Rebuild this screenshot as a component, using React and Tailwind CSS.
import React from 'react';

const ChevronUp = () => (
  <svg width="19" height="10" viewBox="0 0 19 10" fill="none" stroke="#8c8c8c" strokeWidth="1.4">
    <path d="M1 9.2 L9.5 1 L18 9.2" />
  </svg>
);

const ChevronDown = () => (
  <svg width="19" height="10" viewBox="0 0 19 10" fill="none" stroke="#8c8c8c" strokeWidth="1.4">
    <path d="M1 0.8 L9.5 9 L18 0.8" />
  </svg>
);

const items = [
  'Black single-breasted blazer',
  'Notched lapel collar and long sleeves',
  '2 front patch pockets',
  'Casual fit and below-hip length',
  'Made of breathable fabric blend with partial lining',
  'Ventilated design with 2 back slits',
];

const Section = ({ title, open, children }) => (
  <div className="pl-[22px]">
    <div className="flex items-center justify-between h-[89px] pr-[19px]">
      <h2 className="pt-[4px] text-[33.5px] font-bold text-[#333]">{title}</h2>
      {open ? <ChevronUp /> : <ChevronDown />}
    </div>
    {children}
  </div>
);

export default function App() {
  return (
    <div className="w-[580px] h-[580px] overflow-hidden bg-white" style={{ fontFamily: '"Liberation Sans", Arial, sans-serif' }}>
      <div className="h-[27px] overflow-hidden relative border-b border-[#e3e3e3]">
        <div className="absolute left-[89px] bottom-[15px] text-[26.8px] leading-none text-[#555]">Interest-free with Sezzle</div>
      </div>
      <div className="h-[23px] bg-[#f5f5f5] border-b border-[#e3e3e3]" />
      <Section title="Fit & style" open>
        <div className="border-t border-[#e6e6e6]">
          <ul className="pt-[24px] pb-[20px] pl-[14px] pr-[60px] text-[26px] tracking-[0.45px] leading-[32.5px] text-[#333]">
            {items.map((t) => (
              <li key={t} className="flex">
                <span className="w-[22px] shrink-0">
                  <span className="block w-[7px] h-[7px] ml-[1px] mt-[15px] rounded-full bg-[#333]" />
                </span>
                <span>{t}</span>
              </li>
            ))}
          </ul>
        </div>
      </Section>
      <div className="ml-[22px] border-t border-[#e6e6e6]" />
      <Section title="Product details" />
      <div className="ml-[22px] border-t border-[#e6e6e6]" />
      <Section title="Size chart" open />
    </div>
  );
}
* * *
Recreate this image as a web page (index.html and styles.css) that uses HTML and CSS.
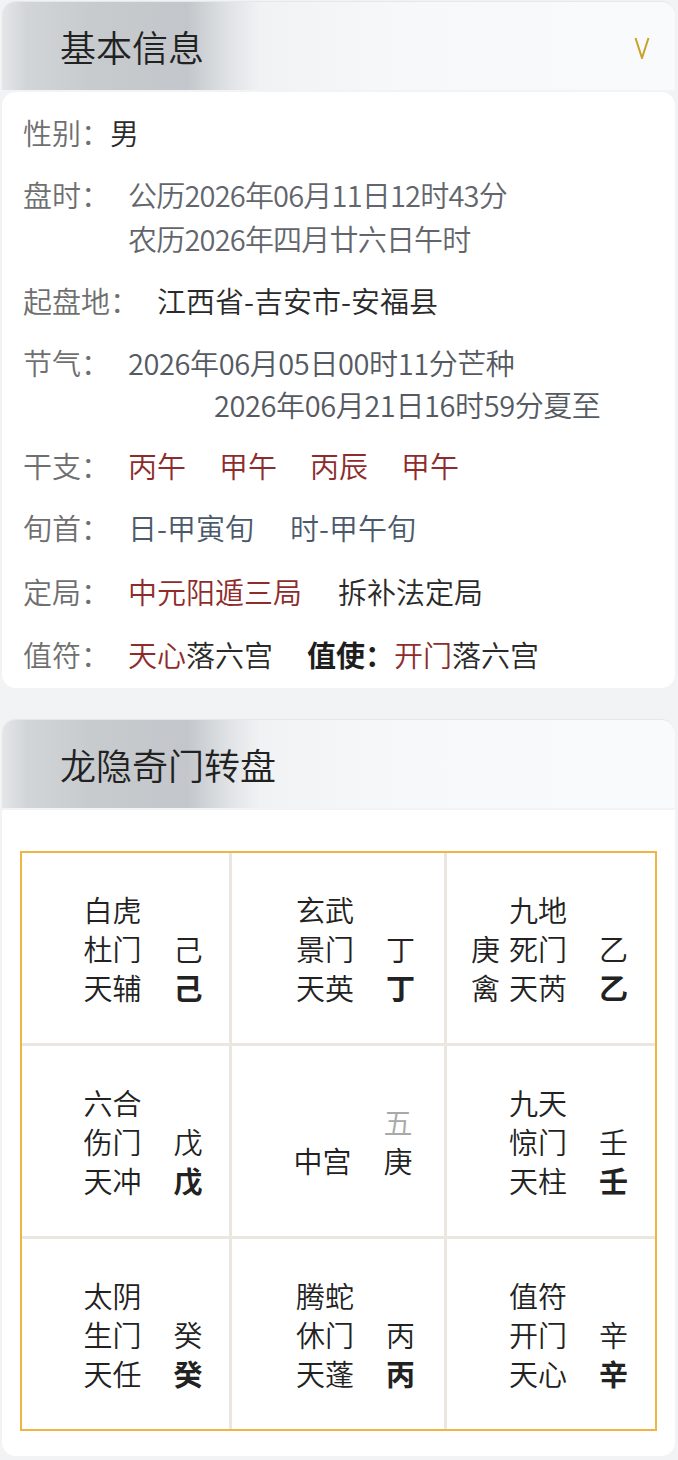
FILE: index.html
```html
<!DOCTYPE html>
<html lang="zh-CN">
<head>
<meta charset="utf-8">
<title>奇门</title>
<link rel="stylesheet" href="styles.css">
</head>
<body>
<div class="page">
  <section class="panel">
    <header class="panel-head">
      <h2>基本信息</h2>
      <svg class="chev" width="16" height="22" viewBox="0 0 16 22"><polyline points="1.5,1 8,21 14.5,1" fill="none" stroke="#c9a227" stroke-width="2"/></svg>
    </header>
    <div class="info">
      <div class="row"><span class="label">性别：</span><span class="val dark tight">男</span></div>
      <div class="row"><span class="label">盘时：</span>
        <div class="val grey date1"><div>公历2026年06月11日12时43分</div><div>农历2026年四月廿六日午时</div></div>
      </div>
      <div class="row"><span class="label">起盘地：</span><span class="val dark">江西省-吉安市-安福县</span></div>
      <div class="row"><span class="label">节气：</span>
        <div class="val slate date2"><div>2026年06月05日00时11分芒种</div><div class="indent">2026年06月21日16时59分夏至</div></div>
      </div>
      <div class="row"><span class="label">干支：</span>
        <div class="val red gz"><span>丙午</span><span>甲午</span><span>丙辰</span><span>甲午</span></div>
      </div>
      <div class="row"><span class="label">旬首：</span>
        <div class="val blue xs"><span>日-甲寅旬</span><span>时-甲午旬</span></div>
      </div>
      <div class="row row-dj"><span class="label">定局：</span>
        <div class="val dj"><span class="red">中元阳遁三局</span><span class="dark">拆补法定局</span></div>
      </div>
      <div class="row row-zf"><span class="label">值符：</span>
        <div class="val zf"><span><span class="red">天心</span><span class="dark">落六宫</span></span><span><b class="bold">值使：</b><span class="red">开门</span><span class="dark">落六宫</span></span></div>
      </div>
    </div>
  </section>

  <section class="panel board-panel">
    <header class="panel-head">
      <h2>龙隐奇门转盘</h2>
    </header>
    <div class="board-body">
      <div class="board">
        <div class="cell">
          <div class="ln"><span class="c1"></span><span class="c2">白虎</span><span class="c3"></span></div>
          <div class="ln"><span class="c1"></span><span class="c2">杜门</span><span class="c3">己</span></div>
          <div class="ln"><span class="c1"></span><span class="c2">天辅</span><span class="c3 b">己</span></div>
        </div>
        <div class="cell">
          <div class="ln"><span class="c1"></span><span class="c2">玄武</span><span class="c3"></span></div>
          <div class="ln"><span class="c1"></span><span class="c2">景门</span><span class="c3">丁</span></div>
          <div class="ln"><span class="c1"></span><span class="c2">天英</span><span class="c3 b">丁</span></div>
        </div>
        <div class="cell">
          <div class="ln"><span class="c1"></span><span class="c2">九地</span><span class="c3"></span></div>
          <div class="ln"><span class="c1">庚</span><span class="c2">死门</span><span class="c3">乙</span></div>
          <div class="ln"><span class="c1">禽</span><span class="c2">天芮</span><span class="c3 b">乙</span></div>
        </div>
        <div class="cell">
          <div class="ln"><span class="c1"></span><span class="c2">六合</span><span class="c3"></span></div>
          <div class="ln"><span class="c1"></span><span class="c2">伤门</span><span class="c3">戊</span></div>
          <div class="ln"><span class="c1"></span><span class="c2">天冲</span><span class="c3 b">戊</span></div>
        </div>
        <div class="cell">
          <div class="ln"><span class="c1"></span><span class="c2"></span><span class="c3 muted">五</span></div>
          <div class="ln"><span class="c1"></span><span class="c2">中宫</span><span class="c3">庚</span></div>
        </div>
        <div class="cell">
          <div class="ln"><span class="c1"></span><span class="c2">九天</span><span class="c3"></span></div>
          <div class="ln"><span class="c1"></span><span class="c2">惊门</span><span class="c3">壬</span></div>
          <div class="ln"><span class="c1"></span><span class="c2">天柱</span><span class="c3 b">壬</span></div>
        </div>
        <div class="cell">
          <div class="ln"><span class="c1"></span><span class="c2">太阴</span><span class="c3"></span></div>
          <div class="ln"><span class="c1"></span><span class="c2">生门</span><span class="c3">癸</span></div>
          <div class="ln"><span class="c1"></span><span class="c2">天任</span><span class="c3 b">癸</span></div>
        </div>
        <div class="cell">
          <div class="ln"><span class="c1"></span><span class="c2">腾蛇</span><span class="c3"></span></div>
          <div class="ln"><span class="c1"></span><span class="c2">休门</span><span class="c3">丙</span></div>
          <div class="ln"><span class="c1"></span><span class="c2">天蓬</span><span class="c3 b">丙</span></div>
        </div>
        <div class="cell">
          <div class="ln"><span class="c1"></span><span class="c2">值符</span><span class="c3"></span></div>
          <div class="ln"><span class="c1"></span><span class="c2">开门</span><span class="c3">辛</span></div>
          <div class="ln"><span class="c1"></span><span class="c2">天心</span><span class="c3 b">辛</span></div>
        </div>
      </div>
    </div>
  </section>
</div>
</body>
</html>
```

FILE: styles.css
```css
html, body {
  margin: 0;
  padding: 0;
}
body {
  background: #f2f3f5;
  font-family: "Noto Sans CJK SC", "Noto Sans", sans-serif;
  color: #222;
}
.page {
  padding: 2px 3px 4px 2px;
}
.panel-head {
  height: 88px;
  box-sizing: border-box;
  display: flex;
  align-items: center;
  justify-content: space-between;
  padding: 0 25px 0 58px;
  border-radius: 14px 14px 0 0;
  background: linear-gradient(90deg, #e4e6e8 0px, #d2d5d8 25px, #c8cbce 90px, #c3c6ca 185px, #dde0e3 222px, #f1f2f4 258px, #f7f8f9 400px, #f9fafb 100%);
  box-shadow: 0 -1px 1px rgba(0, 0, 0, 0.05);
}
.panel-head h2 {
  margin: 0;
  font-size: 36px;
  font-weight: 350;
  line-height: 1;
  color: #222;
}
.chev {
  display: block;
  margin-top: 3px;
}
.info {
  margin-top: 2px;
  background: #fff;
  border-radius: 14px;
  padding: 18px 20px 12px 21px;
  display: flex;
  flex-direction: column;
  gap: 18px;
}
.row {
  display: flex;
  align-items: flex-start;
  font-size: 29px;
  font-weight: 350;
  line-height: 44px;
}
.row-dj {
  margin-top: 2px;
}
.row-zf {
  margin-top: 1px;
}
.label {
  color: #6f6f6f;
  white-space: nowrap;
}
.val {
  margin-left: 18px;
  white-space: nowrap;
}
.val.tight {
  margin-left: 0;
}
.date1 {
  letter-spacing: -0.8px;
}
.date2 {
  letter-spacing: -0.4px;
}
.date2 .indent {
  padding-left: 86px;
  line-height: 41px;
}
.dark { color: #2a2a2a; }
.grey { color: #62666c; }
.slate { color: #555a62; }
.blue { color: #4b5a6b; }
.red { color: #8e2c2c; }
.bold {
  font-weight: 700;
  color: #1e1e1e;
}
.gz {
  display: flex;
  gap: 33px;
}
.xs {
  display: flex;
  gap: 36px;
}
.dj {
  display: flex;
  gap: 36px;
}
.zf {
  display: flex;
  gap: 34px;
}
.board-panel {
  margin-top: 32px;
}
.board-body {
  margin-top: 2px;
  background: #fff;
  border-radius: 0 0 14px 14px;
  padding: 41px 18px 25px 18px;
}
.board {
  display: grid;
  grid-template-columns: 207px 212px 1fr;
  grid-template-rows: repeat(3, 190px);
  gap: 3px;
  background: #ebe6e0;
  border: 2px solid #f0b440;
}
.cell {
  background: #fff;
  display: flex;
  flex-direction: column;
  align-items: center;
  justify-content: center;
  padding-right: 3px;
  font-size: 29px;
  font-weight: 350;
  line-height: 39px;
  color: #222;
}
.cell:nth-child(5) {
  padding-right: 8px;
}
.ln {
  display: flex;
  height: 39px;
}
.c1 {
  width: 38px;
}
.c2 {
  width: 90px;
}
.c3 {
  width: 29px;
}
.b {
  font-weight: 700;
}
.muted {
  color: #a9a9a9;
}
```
* * *
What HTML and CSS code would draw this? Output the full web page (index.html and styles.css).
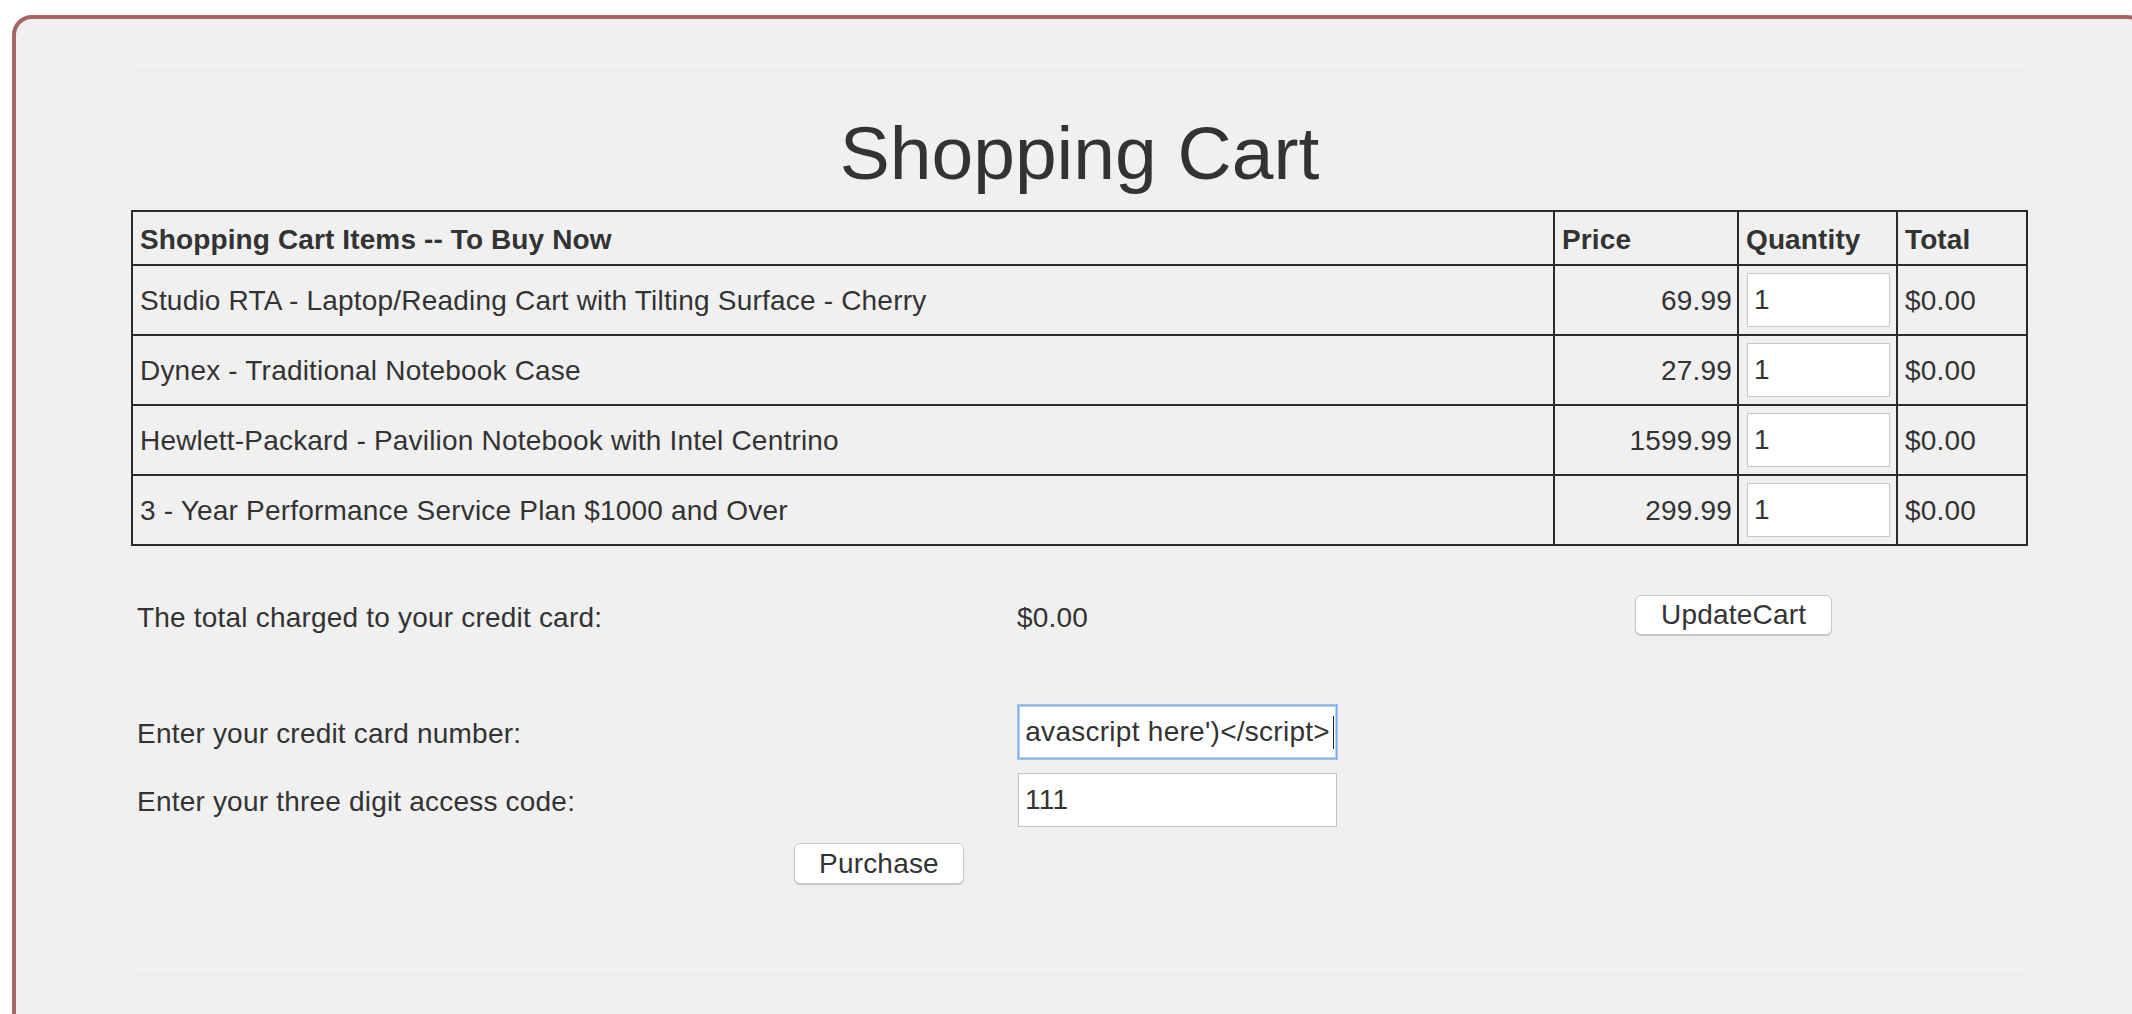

- Exercise aim: Filter out every line that lacks the word "index", and copy the rest.

- Answer to this task:
Recreate this image as a web page (index.html and styles.css) that uses HTML and CSS.
FILE: index.html
What HTML and CSS code would draw this? Output the full web page (index.html and styles.css).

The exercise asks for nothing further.